На протяжении всего военного времени основные союзники относились друг к другу с глубоким недоверием. Советские лидеры получили власть путем заговора и были подозрительны по своей природе. Более того, существует множество свидетельств того, что в разные периоды Сталин страдал острой паранойей. Коммунистическая идеология учила ненависти к капитализму и казалась подтвержденной историей: интервенция союзников в 1918–19 годах, направленная, по мнению советских людей, на свержение их зарождающегося правительства; долгий период дипломатического остракизма со стороны Запада; Мюнхенское соглашение, оставившее Советский Союз беззащитным перед нацистской властью. В июне 1941 года у них не было другого выбора, кроме как обратиться к западным странам, но они по-прежнему настороженно относились к своим союзникам. Во время поездки на Запад министр иностранных дел В. М. Молотов спал с револьвером под подушкой. «Черчилль из тех, кто, если за ним не следить, выхватит у вас из кармана копейку…», — сказал Сталин югославскому коммунисту в 1944 году. «Рузвельт не такой. Он опускает руку только за более крупными монетами».[1345] Западные страны отвечали советским подозрениям взаимностью. Черчилль принёс в альянс заслуженную репутацию большевиконенавистника, и многие британцы разделяли его мнение. Глубоко эмоциональная антипатия американцев к коммунизму была усилена в 1930-е годы кровавыми чистками Сталиным высших партийных чиновников, его подлым пактом с Гитлером 1939 года и «изнасилованием» Польши и Финляндии. Они лишь с неохотой согласились с попытками Рузвельта в 1941 году оказать помощь Советскому Союзу. Во время войны они несколько потеплели к русскому народу и даже к «дядюшке Джо» Сталину, но старые страхи так и не рассеялись.[1346]
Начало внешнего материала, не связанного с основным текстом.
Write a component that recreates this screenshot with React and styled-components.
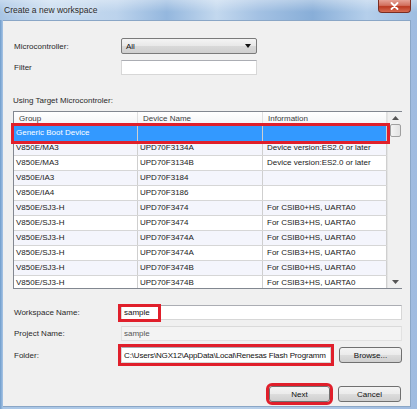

Во время Второй мировой войны Соединенные Штаты и Великобритания достигли, пожалуй, самого тесного сотрудничества среди всех союзников во время войны. Высшие военные руководители работали вместе через Объединенный комитет начальников штабов. Нации делили экономические ресурсы. Они даже договорились делиться жизненно важной информацией о таких сверхсекретных военных проектах, как атомная бомба (которую не получил Советский Союз), хотя в этой области Великобритания неоднократно протестовала против того, что её союзник не выполняет своих обещаний. Рузвельт и Черчилль установили редкое товарищество, общаясь почти ежедневно на протяжении большей части войны. Однако эти два необычайно близких союзника по-прежнему относились друг к другу с глубоким подозрением. Древняя англофобия в американской жизни неоднократно проявлялась во время войны. Британцы лучше американцев понимали и, естественно, возмущались тем, что центр мировой власти переходит к трансатлантическому выскочке. Две нации ожесточенно спорили по вопросам стратегии и торговли. Несмотря на искреннюю дружбу, Рузвельт и Черчилль подозревали друг друга и конфликтовали по таким щекотливым вопросам, как будущее Британской империи.